begin COLLECTED DATA

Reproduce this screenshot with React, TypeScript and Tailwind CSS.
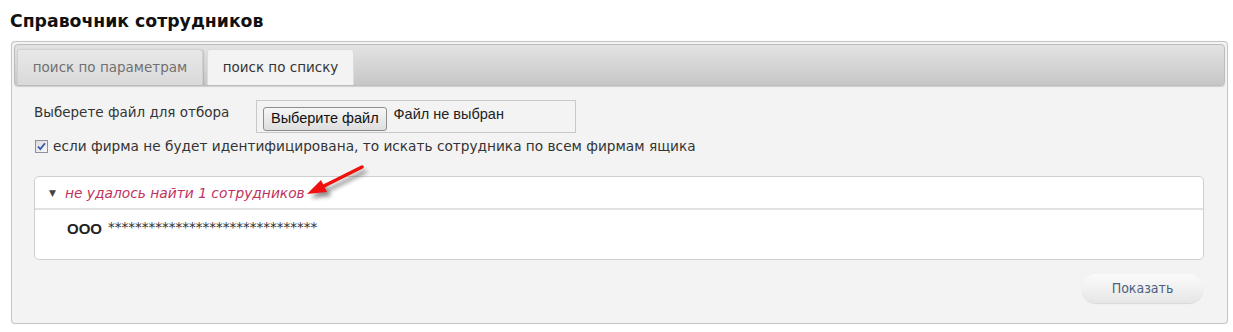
import React from 'react';

const verdana = { fontFamily: '"DejaVu Sans", Verdana, sans-serif' };
const arial = { fontFamily: '"Liberation Sans", Arial, sans-serif' };

const Arrow: React.FC = () => (
  <svg width="80" height="50" viewBox="0 0 80 50" className="absolute left-[298px] top-[158px] pointer-events-none">
    <defs>
      <filter id="sh" x="-50%" y="-50%" width="200%" height="200%">
        <feGaussianBlur stdDeviation="2" />
      </filter>
    </defs>
    <g transform="translate(4,4)" filter="url(#sh)" opacity="0.55">
      <line x1="64" y1="9" x2="22" y2="30" stroke="#333" strokeWidth="3.5" />
      <polygon points="9,36 23,22 29,34" fill="#333" />
    </g>
    <line x1="64" y1="9" x2="22" y2="30" stroke="#f01010" strokeWidth="3.5" strokeLinecap="round" />
    <polygon points="9,36 23,22 29,34" fill="#f01010" />
  </svg>
);

const OldCheckbox: React.FC = () => (
  <span className="w-[13px] h-[13px] border border-[#8f8f9d] bg-gradient-to-br from-[#dcdcdc] to-[#f8f8f8] flex items-center justify-center shrink-0">
    <svg width="9" height="9" viewBox="0 0 9 9">
      <path d="M1 4.5 L3.3 7 L8 1.2" fill="none" stroke="#3858a8" strokeWidth="1.8" />
    </svg>
  </span>
);

export default function App() {
  return (
    <div className="relative w-[1233px] h-[332px] bg-white overflow-hidden">
      <h1 className="pl-[10px] pt-[9px] h-[41px] text-[17.3px] font-bold text-[#111]" style={verdana}>
        Справочник сотрудников
      </h1>

      <div className="ml-[11px] mr-[5px] h-[283px] rounded-[4px] border border-[#c6c6c6] bg-[#f3f3f3] p-[2px] shadow-[0_0_1px_rgba(0,0,0,0.15)] flex flex-col">
        {/* tabs */}
        <div className="h-[42px] rounded-[4px] border border-[#bdbdbd] bg-gradient-to-b from-[#e3e3e3] to-[#c7c7c7] flex items-end pl-[2px] gap-[4px] shadow-[0_1px_1px_rgba(0,0,0,0.15)]">
          <div
            className="h-[36px] w-[186px] rounded-t-[3px] bg-gradient-to-b from-[#e8e8e8] to-[#d9d9d9] border border-b-0 border-[#d0d0d0] flex items-center justify-center text-[13.5px] text-[#707070] shadow-[1px_0_1px_rgba(0,0,0,0.12)]"
            style={verdana}
          >
            поиск по параметрам
          </div>
          <div
            className="h-[36px] w-[147px] rounded-t-[3px] bg-[#f3f3f3] border border-b-0 border-[#dcdcdc] flex items-center justify-center text-[13.5px] text-[#333]"
            style={verdana}
          >
            поиск по списку
          </div>
        </div>

        {/* content */}
        <div className="flex-1 pl-[20px] pr-[21px] pt-[14px] flex flex-col" style={verdana}>
          <div className="flex items-start">
            <span className="w-[222px] text-[13.5px] text-[#333] pt-[2px]">Выберете файл для отбора</span>
            <div className="w-[320px] h-[33px] border border-[#c8c8c8] bg-[#f3f3f3] flex items-center pl-[6px] gap-[7px]" style={arial}>
              <button className="h-[24px] px-[7px] rounded-[3px] border border-[#8e8e8e] bg-gradient-to-b from-[#f6f6f6] to-[#dedede] text-[14.5px] text-[#111] mt-[4px]">
                Выберите файл
              </button>
              <span className="text-[14.5px] text-[#222] -mt-[3px]">Файл не выбран</span>
            </div>
          </div>

          <div className="flex items-center mt-[3px] gap-[5px] pl-[1px]">
            <OldCheckbox />
            <span className="text-[13.7px] text-[#333]">
              если фирма не будет идентифицирована, то искать сотрудника по всем фирмам ящика
            </span>
          </div>

          <div className="mt-[19px] h-[84px] rounded-[5px] border border-[#cfcfcf] bg-white flex flex-col">
            <div className="h-[33px] border-b-2 border-[#e2e2e2] flex items-center pt-[3px] pl-[14px] gap-[9px]">
              <span className="text-[#444] text-[9px] leading-none">▼</span>
              <span className="text-[13.8px] italic text-[#c0325e]">не удалось найти 1 сотрудников</span>
            </div>
            <div className="pl-[32px] pt-[8px] flex items-start gap-[6px]">
              <span className="text-[15px] font-bold text-[#222]" style={arial}>ООО</span>
              <span className="text-[13.5px] text-[#333] -mt-[1px]">*******************************</span>
            </div>
          </div>

          <div className="flex justify-end mt-[14px] pr-[1px]">
            <button
              className="h-[29px] w-[121px] rounded-full bg-gradient-to-b from-[#fbfbfb] to-[#e6e6e6] shadow-[0_1px_1px_rgba(0,0,0,0.12)] text-[14px] text-[#4d6180]"
              style={{ fontFamily: '"DejaVu Sans Condensed", Tahoma, sans-serif' }}
            >
              Показать
            </button>
          </div>
        </div>
      </div>

      <Arrow />
    </div>
  );
}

end COLLECTED DATA

_REQUEST_
Quote the material exactly. Pictures stay out.

_CORRECT RESULT_
Reproduce this screenshot with React, TypeScript and Tailwind CSS.
import React from 'react';

const verdana = { fontFamily: '"DejaVu Sans", Verdana, sans-serif' };
const arial = { fontFamily: '"Liberation Sans", Arial, sans-serif' };

const Arrow: React.FC = () => (
  <svg width="80" height="50" viewBox="0 0 80 50" className="absolute left-[298px] top-[158px] pointer-events-none">
    <defs>
      <filter id="sh" x="-50%" y="-50%" width="200%" height="200%">
        <feGaussianBlur stdDeviation="2" />
      </filter>
    </defs>
    <g transform="translate(4,4)" filter="url(#sh)" opacity="0.55">
      <line x1="64" y1="9" x2="22" y2="30" stroke="#333" strokeWidth="3.5" />
      <polygon points="9,36 23,22 29,34" fill="#333" />
    </g>
    <line x1="64" y1="9" x2="22" y2="30" stroke="#f01010" strokeWidth="3.5" strokeLinecap="round" />
    <polygon points="9,36 23,22 29,34" fill="#f01010" />
  </svg>
);

const OldCheckbox: React.FC = () => (
  <span className="w-[13px] h-[13px] border border-[#8f8f9d] bg-gradient-to-br from-[#dcdcdc] to-[#f8f8f8] flex items-center justify-center shrink-0">
    <svg width="9" height="9" viewBox="0 0 9 9">
      <path d="M1 4.5 L3.3 7 L8 1.2" fill="none" stroke="#3858a8" strokeWidth="1.8" />
    </svg>
  </span>
);

export default function App() {
  return (
    <div className="relative w-[1233px] h-[332px] bg-white overflow-hidden">
      <h1 className="pl-[10px] pt-[9px] h-[41px] text-[17.3px] font-bold text-[#111]" style={verdana}>
        Справочник сотрудников
      </h1>

      <div className="ml-[11px] mr-[5px] h-[283px] rounded-[4px] border border-[#c6c6c6] bg-[#f3f3f3] p-[2px] shadow-[0_0_1px_rgba(0,0,0,0.15)] flex flex-col">
        {/* tabs */}
        <div className="h-[42px] rounded-[4px] border border-[#bdbdbd] bg-gradient-to-b from-[#e3e3e3] to-[#c7c7c7] flex items-end pl-[2px] gap-[4px] shadow-[0_1px_1px_rgba(0,0,0,0.15)]">
          <div
            className="h-[36px] w-[186px] rounded-t-[3px] bg-gradient-to-b from-[#e8e8e8] to-[#d9d9d9] border border-b-0 border-[#d0d0d0] flex items-center justify-center text-[13.5px] text-[#707070] shadow-[1px_0_1px_rgba(0,0,0,0.12)]"
            style={verdana}
          >
            поиск по параметрам
          </div>
          <div
            className="h-[36px] w-[147px] rounded-t-[3px] bg-[#f3f3f3] border border-b-0 border-[#dcdcdc] flex items-center justify-center text-[13.5px] text-[#333]"
            style={verdana}
          >
            поиск по списку
          </div>
        </div>

        {/* content */}
        <div className="flex-1 pl-[20px] pr-[21px] pt-[14px] flex flex-col" style={verdana}>
          <div className="flex items-start">
            <span className="w-[222px] text-[13.5px] text-[#333] pt-[2px]">Выберете файл для отбора</span>
            <div className="w-[320px] h-[33px] border border-[#c8c8c8] bg-[#f3f3f3] flex items-center pl-[6px] gap-[7px]" style={arial}>
              <button className="h-[24px] px-[7px] rounded-[3px] border border-[#8e8e8e] bg-gradient-to-b from-[#f6f6f6] to-[#dedede] text-[14.5px] text-[#111] mt-[4px]">
                Выберите файл
              </button>
              <span className="text-[14.5px] text-[#222] -mt-[3px]">Файл не выбран</span>
            </div>
          </div>

          <div className="flex items-center mt-[3px] gap-[5px] pl-[1px]">
            <OldCheckbox />
            <span className="text-[13.7px] text-[#333]">
              если фирма не будет идентифицирована, то искать сотрудника по всем фирмам ящика
            </span>
          </div>

          <div className="mt-[19px] h-[84px] rounded-[5px] border border-[#cfcfcf] bg-white flex flex-col">
            <div className="h-[33px] border-b-2 border-[#e2e2e2] flex items-center pt-[3px] pl-[14px] gap-[9px]">
              <span className="text-[#444] text-[9px] leading-none">▼</span>
              <span className="text-[13.8px] italic text-[#c0325e]">не удалось найти 1 сотрудников</span>
            </div>
            <div className="pl-[32px] pt-[8px] flex items-start gap-[6px]">
              <span className="text-[15px] font-bold text-[#222]" style={arial}>ООО</span>
              <span className="text-[13.5px] text-[#333] -mt-[1px]">*******************************</span>
            </div>
          </div>

          <div className="flex justify-end mt-[14px] pr-[1px]">
            <button
              className="h-[29px] w-[121px] rounded-full bg-gradient-to-b from-[#fbfbfb] to-[#e6e6e6] shadow-[0_1px_1px_rgba(0,0,0,0.12)] text-[14px] text-[#4d6180]"
              style={{ fontFamily: '"DejaVu Sans Condensed", Tahoma, sans-serif' }}
            >
              Показать
            </button>
          </div>
        </div>
      </div>

      <Arrow />
    </div>
  );
}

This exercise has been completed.